After sales slowed in the casual-dining segment and Chili's and Applebee's were able to invest more in advertising, it was acquired by Boston Ventures Management in 1997; two years prior, a merger with a group of senior investors fell through due to high interest rates. The privatization of the previously publicly traded Ground Round increased its debt burden. In spite of a 2000 relaunch with a new prototype and a slimming down of the menu from 300 items to 80, the company struggled after sales of 19 company-owned units fell through, causing it to default on loan payments. Refranchising attempts left corporate with the worst performers in the chain.

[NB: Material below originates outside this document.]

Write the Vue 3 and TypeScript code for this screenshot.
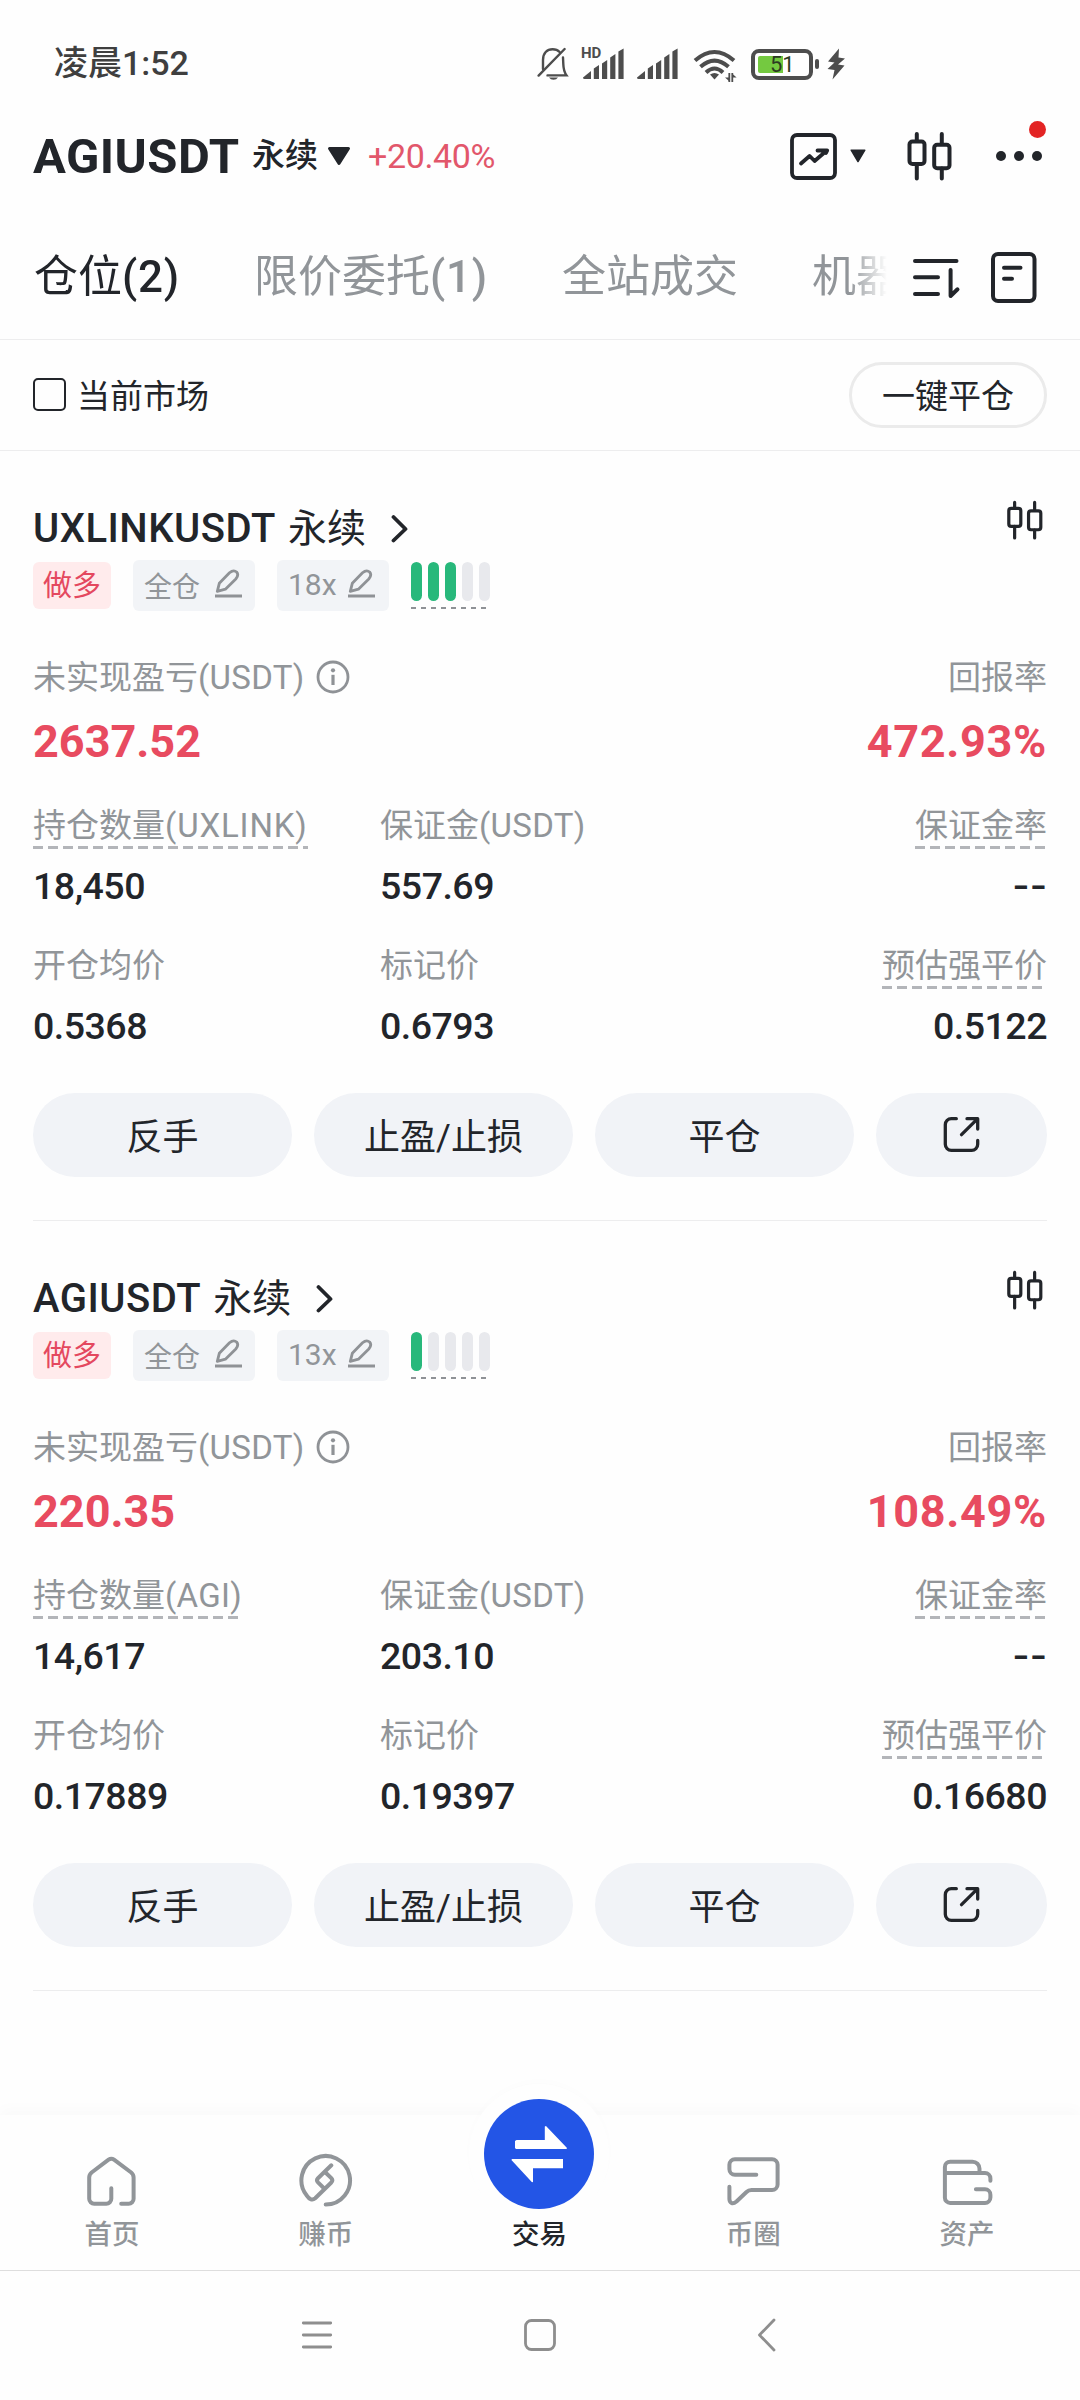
<script setup lang="ts">
interface Cell {
  label: string
  unit?: string
  value: string
  hint?: boolean
}

interface Position {
  symbol: string
  leverage: string
  risk: number
  pnl: string
  roi: string
  cells: Cell[]
}

const tabs = [
  { name: '仓位', count: '(2)', active: true },
  { name: '限价委托', count: '(1)', active: false },
  { name: '全站成交', count: '', active: false },
  { name: '机器人', count: '', active: false },
]

const positions: Position[] = [
  {
    symbol: 'UXLINKUSDT',
    leverage: '18x',
    risk: 3,
    pnl: '2637.52',
    roi: '472.93%',
    cells: [
      { label: '持仓数量', unit: '(UXLINK)', value: '18,450', hint: true },
      { label: '保证金', unit: '(USDT)', value: '557.69' },
      { label: '保证金率', value: '--', hint: true },
      { label: '开仓均价', value: '0.5368' },
      { label: '标记价', value: '0.6793' },
      { label: '预估强平价', value: '0.5122', hint: true },
    ],
  },
  {
    symbol: 'AGIUSDT',
    leverage: '13x',
    risk: 1,
    pnl: '220.35',
    roi: '108.49%',
    cells: [
      { label: '持仓数量', unit: '(AGI)', value: '14,617', hint: true },
      { label: '保证金', unit: '(USDT)', value: '203.10' },
      { label: '保证金率', value: '--', hint: true },
      { label: '开仓均价', value: '0.17889' },
      { label: '标记价', value: '0.19397' },
      { label: '预估强平价', value: '0.16680', hint: true },
    ],
  },
]

const actions = ['反手', '止盈/止损', '平仓']
</script>

<template>
  <div class="screen">
    <div class="status">
      <span class="clock">凌晨1:52</span>
      <svg class="s-bell" width="32" height="34" viewBox="0 0 32 34" fill="none" stroke="#4d4d4d" stroke-width="2.4" stroke-linecap="round">
        <path d="M6 22V13C6 6 10 2.3 15.6 2.3Q20 2.3 22.6 5M26 10.5L26.3 17Q26.5 24 29.5 28.4H10.5" />
        <path d="M1.6 28.6L27.6 2" />
        <path d="M12 30.5h9q-1.5 2.3-4.5 2.3t-4.500-2.300z" fill="#4d4d4d" stroke="none" />
      </svg>
      <div class="sim">
        <span class="hd">HD</span>
        <svg width="41" height="32" viewBox="0 0 41 32" fill="#4d4d4d">
          <path d="M0 29.500L8 23V31H1.500Q0 31 0 29.500z" />
          <path d="M10.800 20.500L16 17V31H10.800zM19 15.500L24.200 12V31H19zM27.200 9.500L32.400 6V31H27.200zM35.400 3.500L40.600 0.500V31H35.400z" />
        </svg>
      </div>
      <svg class="s-sim2" width="41" height="32" viewBox="0 0 41 32" fill="#4d4d4d">
        <path d="M0 29.500L8 23V31H1.500Q0 31 0 29.500z" />
        <path d="M10.800 20.500L16 17V31H10.800zM19 15.500L24.200 12V31H19zM27.200 9.500L32.400 6V31H27.200zM35.400 3.500L40.600 0.500V31H35.400z" />
      </svg>
      <svg class="s-wifi" width="44" height="34" viewBox="0 0 44 34" fill="none" stroke="#4d4d4d" stroke-width="4">
        <path d="M2 11.500Q21.500-5.500 41 11.500" />
        <path d="M7.500 17.800Q21.500 5.500 35.500 17.800" />
        <path d="M13 23.500Q21.500 15.500 30 23.500" />
        <path d="M17 25.500Q21.500 22.500 26 25.500L21.500 30.500z" fill="#4d4d4d" stroke="none" />
        <path d="M36.300 24V33M39.300 24V33" stroke-width="1.800" />
        <path d="M32 28.500h4v3.500zM43.600 28.500h-4v-3.500z" fill="#4d4d4d" stroke="none" />
      </svg>
      <div class="battery"><i></i><b>51</b></div>
      <div class="battery-cap"></div>
      <svg class="s-bolt" width="19" height="32" viewBox="0 0 19 32" fill="#4d4d4d">
        <path d="M12 0.500L1 13.500L7.500 14.500L0.500 21L7.500 22L5.500 31.500L17.500 17.500L11 16.500L18 10.500L11.500 9.500z" />
      </svg>
    </div>

    <header class="header">
      <h1>AGIUSDT</h1>
      <span class="perp">永续</span>
      <svg class="tri" width="24" height="20" viewBox="0 0 24 20"><path d="M2.500 2.500H21.500L12 17.500z" fill="#22252a" stroke="#22252a" stroke-width="3" stroke-linejoin="round" /></svg>
      <span class="change">+20.40%</span>
      <span class="grow"></span>
      <svg class="h-chart" width="49" height="49" viewBox="0 0 49 49" fill="none" stroke="#22252a" stroke-width="3.800" stroke-linecap="round" stroke-linejoin="round">
        <rect x="3" y="3" width="43" height="43" rx="5" />
        <path d="M12 31.500L20.600 24L25.600 29L37.500 18.800M28.500 18.500H38.200L37 21" />
      </svg>
      <svg class="h-tri" width="16" height="14" viewBox="0 0 16 14"><path d="M1.200 1.200H14.800L8 12.500z" fill="#22252a" stroke="#22252a" stroke-width="1.500" stroke-linejoin="round" /></svg>
      <svg class="h-candles" width="48" height="51" viewBox="0 0 48 51" fill="none" stroke="#22252a" stroke-width="4" stroke-linecap="round">
        <path d="M10.800 3V10M10.800 33V47.500M35.800 3V13M35.800 37.500V47.500" />
        <rect x="3.500" y="10.500" width="15" height="22.500" rx="3" />
        <rect x="28.200" y="13.700" width="15.300" height="23.500" rx="3" />
      </svg>
      <div class="more">
        <i></i><i></i><i></i>
        <em></em>
      </div>
    </header>

    <nav class="tabs">
      <div class="tab-list">
        <span v-for="t in tabs" :key="t.name" class="tab" :class="{ active: t.active }">{{ t.name }}<b>{{ t.count }}</b></span>
      </div>
      <svg class="t-sort" width="50" height="44" viewBox="0 0 50 44" fill="none" stroke="#22252a" stroke-width="4" stroke-linecap="round" stroke-linejoin="round">
        <path d="M4 5H45.500M4 21.300H27M4 38H27M39.600 14V40L46.500 33.300" />
      </svg>
      <svg class="t-note" width="50" height="55" viewBox="0 0 50 55" fill="none" stroke="#22252a" stroke-width="4" stroke-linecap="round">
        <rect x="4" y="4" width="41.500" height="47" rx="5" />
        <path d="M15 17.700H31.500M15 28.700H23" />
      </svg>
    </nav>

    <div class="filter">
      <span class="check"></span>
      <span class="check-label">当前市场</span>
      <button class="close-all">一键平仓</button>
    </div>

    <section v-for="p in positions" :key="p.symbol" class="card">
      <div class="title">
        <span class="symbol">{{ p.symbol }}</span>
        <span class="kind">永续</span>
        <svg class="chev" width="18" height="30" viewBox="0 0 18 30" fill="none" stroke="#22252a" stroke-width="3.800" stroke-linecap="round" stroke-linejoin="round"><path d="M2.500 3L14.500 15L2.500 26.500" /></svg>
        <svg class="c-candles" width="38.400" height="40.800" viewBox="0 0 48 51" fill="none" stroke="#22252a" stroke-width="4" stroke-linecap="round">
          <path d="M10.800 3V10M10.800 33V47.500M35.800 3V13M35.800 37.500V47.500" />
          <rect x="3.500" y="10.500" width="15" height="22.500" rx="3" />
          <rect x="28.200" y="13.700" width="15.300" height="23.500" rx="3" />
        </svg>
      </div>

      <div class="tags">
        <span class="side">做多</span>
        <span class="tag mode">全仓<svg class="pencil" width="30" height="31" viewBox="0 0 30 31" fill="none" stroke="#8f9296" stroke-width="2.800" stroke-linejoin="round"><path d="M4.300 23.300L6.300 15.300L16.500 4.800Q20.500 1.400 23.600 4Q26.200 7 22.800 11L12.400 21.200zM2 28H29" /></svg></span>
        <span class="tag lev">{{ p.leverage }}<svg class="pencil" width="30" height="31" viewBox="0 0 30 31" fill="none" stroke="#8f9296" stroke-width="2.800" stroke-linejoin="round"><path d="M4.300 23.300L6.300 15.300L16.500 4.800Q20.500 1.400 23.600 4Q26.200 7 22.800 11L12.400 21.200zM2 28H29" /></svg></span>
        <div class="risk">
          <div class="bars"><i v-for="n in 5" :key="n" :class="{ on: n <= p.risk }"></i></div>
        </div>
      </div>

      <div class="row pnl-label">
        <span class="label">未实现盈亏<span class="unit">(USDT)</span></span>
        <svg class="info" width="34" height="34" viewBox="0 0 34 34" fill="none" stroke="#8f9296" stroke-width="2.800"><circle cx="17" cy="17" r="15" /><path d="M17 14.800V25" stroke-width="3.200" /><circle cx="17" cy="10.300" r="2.100" fill="#8f9296" stroke="none" /></svg>
        <span class="label end">回报率</span>
      </div>
      <div class="row pnl">
        <span>{{ p.pnl }}</span>
        <span class="end roi">{{ p.roi }}</span>
      </div>

      <div class="cells">
        <div v-for="c in p.cells" :key="c.label" class="cell">
          <span class="label" :class="{ hint: c.hint }">{{ c.label }}<span v-if="c.unit" class="unit" :class="{ wide: c.unit.length > 6 }">{{ c.unit }}</span></span>
          <span class="value" :class="{ none: c.value === '--' }">{{ c.value }}</span>
        </div>
      </div>

      <div class="actions">
        <button v-for="a in actions" :key="a">{{ a }}</button>
        <button class="share">
          <svg width="41" height="41" viewBox="0 0 41 41" fill="none" stroke="#22252a" stroke-width="3.300" stroke-linecap="round" stroke-linejoin="round">
            <path d="M15.300 4.700H10.300a6 6 0 0 0-6 6V30.300a6 6 0 0 0 6 6H30.700a6 6 0 0 0 6-6V26.500" />
            <path d="M20.500 20.700L36.200 5.200M26 4.700H36.700V15" />
          </svg>
        </button>
      </div>
    </section>

    <div class="grow"></div>

    <footer class="nav">
      <div class="hump"></div>
      <div class="item">
        <svg width="51" height="54" viewBox="1 0 51 54"><path d="M26.300 33.300V43.700a5 5 0 0 1-5 5H9.200a5 5 0 0 1-5-5V22.500q0-3 2.400-5L23.600 4.700q2.700-2 5.400 0L46.200 17.500q2.400 2 2.400 5V43.700a5 5 0 0 1-5 5H36.200" /></svg>
        <span>首页</span>
      </div>
      <div class="item">
        <svg width="57" height="58" viewBox="0 0 57 58"><path d="M28.700 53.600A24.300 24.300 0 1 0 9.600 44.300Q14 50.800 18.200 47.300L34.300 31.500q2-2.200 0-4.400L28.500 21.500M34.300 14.300L21 27.200q-2 2.100 0 4.200L27.700 38" /></svg>
        <span>赚币</span>
      </div>
      <div class="item on">
        <div class="trade">
          <svg width="110" height="110" viewBox="0 0 110 110"><path d="M32.500 41H60.800V27.500L62 27L83 49L82.500 50H32L31 49V42zM28 60H79V69.300H49V83L48 83.200L27.400 61z" /></svg>
        </div>
        <span>交易</span>
      </div>
      <div class="item">
        <svg width="55" height="54" viewBox="0 0 55 54"><path d="M30.300 19.700H8.900a5.500 5.500 0 0 1-5.500-5.500V9.800a5.500 5.500 0 0 1 5.500-5.500H46.100a5.500 5.500 0 0 1 5.500 5.500V29.500a5.500 5.500 0 0 1-5.500 5.500H25.500q-3 0-5 2L10.500 46.500Q7.500 49 5.500 48T3.400 44V31.700" /></svg>
        <span>币圈</span>
      </div>
      <div class="item">
        <svg width="53" height="52" viewBox="0 0 53 52"><path d="M3.900 16H44a5.400 5.400 0 0 1 5.400 5.400V23.700M38.500 16V11.700a7 7 0 0 0-7-7H9.200A5.300 5.300 0 0 0 3.900 10V40.700A5.300 5.300 0 0 0 9.200 46H44a5.400 5.400 0 0 0 5.400-5.400V37.700a5.400 5.400 0 0 0-5.400-5.400H34.900" /></svg>
        <span>资产</span>
      </div>
    </footer>

    <div class="system">
      <svg width="34" height="34" viewBox="0 0 34 34"><path d="M3.300 5H30.700M3.300 17H30.700M3.300 29H30.700" /></svg>
      <svg width="34" height="34" viewBox="0 0 34 34"><rect x="2.500" y="2.500" width="29" height="29" rx="6" /></svg>
      <svg width="34" height="34" viewBox="0 0 34 34"><path d="M28 2L13.500 17L28 32" /></svg>
    </div>
  </div>
</template>

<style>
body {
  background: #fefefe;
}
</style>

<style scoped>
* {
  box-sizing: border-box;
}
.screen {
  display: flex;
  flex-direction: column;
  width: 1080px;
  height: 2400px;
  overflow: hidden;
  background: #fefefe;
  color: #22252a;
  font-family: Roboto, "Noto Sans CJK SC", sans-serif;
  white-space: nowrap;
}
svg {
  display: block;
  flex: none;
}
button {
  border: 0;
  padding: 0;
  font: inherit;
  color: inherit;
}
.grow {
  flex: 1;
}

/* status bar */
.status {
  display: flex;
  align-items: center;
  height: 128px;
  padding-left: 54px;
}
.clock {
  width: 483px;
  padding-bottom: 3px;
  font-size: 34px;
  line-height: 40px;
  font-weight: 500;
  color: #3f3f3f;
}
.sim {
  position: relative;
  margin-left: 14px;
}
.hd {
  position: absolute;
  left: -2px;
  top: -2px;
  font-size: 15px;
  line-height: 15px;
  font-weight: 700;
  color: #4d4d4d;
}
.s-sim2 {
  margin-left: 13px;
}
.s-wifi {
  margin: 4px 0 0 15px;
}
.battery {
  display: flex;
  align-items: center;
  position: relative;
  width: 62px;
  height: 31px;
  margin-left: 14px;
  padding-left: 3px;
  border: 4px solid #4d4d4d;
  border-radius: 8px;
}
.battery i {
  width: 25px;
  height: 17px;
  border-radius: 2px 0 0 2px;
  background: #74c940;
}
.battery b {
  position: absolute;
  left: 15px;
  top: 1px;
  font-size: 22px;
  line-height: 22px;
  font-weight: 400;
  color: #2b3a22;
}
.battery-cap {
  width: 4px;
  height: 10px;
  margin-left: 2px;
  border-radius: 2px;
  background: #4d4d4d;
}
.s-bolt {
  margin-left: 8px;
}

/* pair header */
.header {
  display: flex;
  align-items: center;
  height: 56px;
  padding: 0 33px;
}
h1 {
  width: 219px;
  margin: 2px 0 0;
  font-size: 49px;
  line-height: 56px;
  font-weight: 700;
  letter-spacing: 0.45px;
}
.perp {
  width: 75px;
  margin-top: -6px;
  font-size: 33px;
  font-weight: 500;
}
.change {
  margin-left: 17px;
  font-size: 34px;
  letter-spacing: -0.35px;
  color: #e2576b;
}
.h-tri {
  margin-left: 12px;
}
.h-candles {
  margin-left: 40px;
}
.more {
  position: relative;
  display: flex;
  gap: 8px;
  margin: 0 5px 0 42px;
}
.more i {
  width: 10px;
  height: 10px;
  border-radius: 50%;
  background: #22252a;
}
.more em {
  position: absolute;
  right: -4px;
  top: -30px;
  width: 17px;
  height: 17px;
  border-radius: 50%;
  background: #e32424;
}

/* tabs */
.tabs {
  display: flex;
  align-items: center;
  height: 156px;
  padding: 31px 41px 0 34px;
  border-bottom: 1px solid #ededee;
}
.tab-list {
  display: flex;
  gap: 74px;
  width: 856px;
  overflow: hidden;
  -webkit-mask-image: linear-gradient(90deg, #000 815px, transparent 853px);
  mask-image: linear-gradient(90deg, #000 815px, transparent 853px);
}
.tab {
  flex: none;
  font-size: 44px;
  line-height: 64px;
  color: #919599;
}
.tab b {
  font-weight: 500;
  letter-spacing: 0.8px;
}
.tab.active {
  color: #22252a;
}
.t-sort {
  margin: 2px 0 0 21px;
}
.t-note {
  margin-left: 28px;
}

/* filter row */
.filter {
  display: flex;
  align-items: center;
  height: 111px;
  padding: 0 33px;
  border-bottom: 1px solid #ededee;
}
.check {
  width: 33px;
  height: 33px;
  margin-top: -1px;
  border: 2px solid #22252a;
  border-radius: 5px;
}
.check-label {
  margin: -3px 0 0 11px;
  font-size: 33px;
}
.close-all {
  width: 198px;
  height: 66px;
  margin-left: auto;
  padding-bottom: 2px;
  border: 3px solid #ebebeb;
  border-radius: 33px;
  background: none;
  font-size: 33px;
}

/* position card */
.card {
  height: 770px;
  margin: 0 33px;
  padding-top: 54px;
  border-bottom: 1px solid #ededee;
}
.title {
  display: flex;
  align-items: center;
  height: 48px;
  font-size: 40px;
  line-height: 48px;
}
.symbol {
  font-weight: 500;
  letter-spacing: 0.5px;
}
.kind {
  margin-left: 12px;
  font-size: 39px;
}
.chev {
  margin-left: 25px;
}
.c-candles {
  align-self: flex-start;
  margin: -5px 3px 0 auto;
}
.tags {
  display: flex;
  align-items: center;
  height: 51px;
  margin-top: 7px;
  font-size: 28px;
}
.side {
  width: 78px;
  height: 47px;
  padding-top: 1px;
  border-radius: 6px;
  background: #ffebec;
  color: #e4485f;
  font-size: 29px;
  line-height: 47px;
  text-align: center;
}
.tag {
  display: flex;
  align-items: center;
  justify-content: space-between;
  height: 51px;
  margin-left: 22px;
  padding: 0 12px 2px 11px;
  border-radius: 6px;
  background: #f2f4f7;
  color: #919599;
}
.pencil {
  margin-top: -2px;
}
.mode {
  width: 122px;
}
.lev {
  width: 112px;
  padding-right: 13px;
  font-size: 30px;
}
.risk {
  align-self: flex-start;
  width: 79px;
  height: 48px;
  margin: 2px 0 0 22px;
  background: repeating-linear-gradient(90deg, #8f9296 0 5px, transparent 5px 10px) 0 45px / 77px 2px no-repeat;
}
.bars {
  display: flex;
  gap: 6px;
}
.bars i {
  width: 11px;
  height: 39px;
  border-radius: 6px;
  background: #e8e9ed;
}
.bars i.on {
  background: #28b87b;
}
.row {
  display: flex;
  align-items: center;
}
.end {
  margin-left: auto;
}
.label {
  font-size: 33px;
  line-height: 40px;
  color: #919599;
}
.unit {
  letter-spacing: 0.3px;
}
.unit.wide {
  letter-spacing: 0.85px;
}
.pnl-label {
  height: 40px;
  margin-top: 47px;
}
.info {
  margin: -2px 0 0 11px;
}
.pnl {
  height: 50px;
  margin-top: 19px;
  font-size: 45px;
  line-height: 50px;
  font-weight: 700;
  color: #e84b60;
}
.roi {
  letter-spacing: 0.7px;
}
.cells {
  display: grid;
  grid-template-columns: 347px 348px 1fr;
  row-gap: 38px;
  margin-top: 39px;
}
.cell {
  display: flex;
  flex-direction: column;
  align-items: flex-start;
  height: 102px;
}
.cell:nth-child(3n) {
  align-items: flex-end;
}
.cell .label {
  height: 43px;
}
.hint {
  background: repeating-linear-gradient(90deg, #b3b5b9 0 10px, transparent 10px 15px) 0 100% / 100% 3px no-repeat;
}
.value {
  margin-top: 15px;
  font-size: 37.5px;
  line-height: 44px;
  font-weight: 500;
  letter-spacing: -0.5px;
}
.none {
  font-family: Inter, sans-serif;
  letter-spacing: 0;
}
.actions {
  display: grid;
  grid-template-columns: 259px 259px 259px 171px;
  column-gap: 22px;
  margin-top: 45px;
}
.actions button {
  display: flex;
  align-items: center;
  justify-content: center;
  height: 84px;
  padding-bottom: 2px;
  border-radius: 42px;
  background: #f1f3f7;
  font-size: 36px;
}

/* bottom navigation */
.nav {
  position: relative;
  display: flex;
  height: 155px;
  padding: 0 6px 0 5px;
  background: #fefefe;
  box-shadow: 0 -6px 14px rgba(0, 0, 0, 0.018);
}
.hump {
  position: absolute;
  left: 469px;
  top: -31px;
  width: 140px;
  height: 140px;
  border-radius: 50%;
  background: #fefefe;
  box-shadow: 0 -3px 8px rgba(0, 0, 0, 0.012);
}
.item {
  position: relative;
  flex: 1;
  display: flex;
  flex-direction: column;
  align-items: center;
  justify-content: flex-end;
  padding-bottom: 15px;
  font-size: 27.5px;
  font-weight: 500;
  line-height: 40px;
  color: #919599;
}
.item > svg {
  fill: none;
  stroke: #919599;
  stroke-width: 4;
  stroke-linecap: round;
  stroke-linejoin: round;
  margin-bottom: 6px;
}
.item.on {
  color: #22252a;
}
.trade {
  width: 110px;
  height: 110px;
  margin-bottom: 6px;
  border-radius: 50%;
  background: #2355e6;
}
.trade svg {
  fill: #fff;
}

/* system keys */
.system {
  display: flex;
  align-items: flex-start;
  height: 130px;
  padding: 47px 0 0 300px;
  border-top: 1px solid #dedede;
}
.system svg {
  margin-right: 189px;
  fill: none;
  stroke: #8e8e8e;
  stroke-width: 2.8;
  stroke-linecap: round;
  stroke-linejoin: round;
}
</style>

===Bankruptcy and cooperative ownership===
On February 13, 2004, Foothill Capital Management and Boston Ventures Management terminated their credit facilities for the chain. That day, all corporate-owned restaurants, almost half of the Ground Rounds then open, abruptly closed their doors. The franchisor for Ground Round, American Hospitality Concepts, filed for Chapter 11 bankruptcy on February 19. Nation's Restaurant News reported that "the mass layoffs and hasty restaurant lockups on that Friday afternoon, catching scores of diners in the middle of unfinished meals, were of a scale not seen in the restaurant industry in recent memory" and franchise owners were equally as taken aback by the news. While franchised stores—which on the whole were higher-performing than corporate locations—remained open, sales fell as confused consumers assumed all restaurants had closed. A group of franchisees bought out the company and started the Ground Round Independent Owners Cooperative, LLC. They beat out U.S. Residential Properties, a Dallas-based real estate investment trust, by agreeing to settle $40 million in cure claims. After the bankruptcy, Ground Round emerged as a 71-unit system, with 64 restaurants part of the cooperative and seven owned by other franchisees.

In 2011, the Independent Owners Cooperative paid down its remaining loans from the 2004 acquisition. A new location opened in 2012 in New Jersey attached to a 26-lane bowling alley. There were 27 units by 2013, when the company declared its interest in expanding outside the chain's traditional base. Most of the remaining units were clustered in the Upper Midwest and Northeast. There were 15 units by 2021, when Ground Round launched another attempt to grow its market share with a beer-focused concept to open inside a Best Western hotel in Waterloo, Iowa. Locations from Missouri to New York state have closed as independent restaurateurs retire or sell the buildings.

By August 2024, there were three Ground Rounds in the U.S.; two in North Dakota and one in Ohio. By that year, Joseph and Nachi Shea acquired the rights to the Ground Round name, with the existing locations continuing as licensed units, and announced plans to open a new location in Shrewsbury, Massachusetts, which opened in January 2025, bringing the amount of total locations to four. A previous location there operated until 2004, and Joseph Shea often visited it as a child. The restaurant announced it would pass out popcorn instead of peanuts due to allergy and fire code regulations.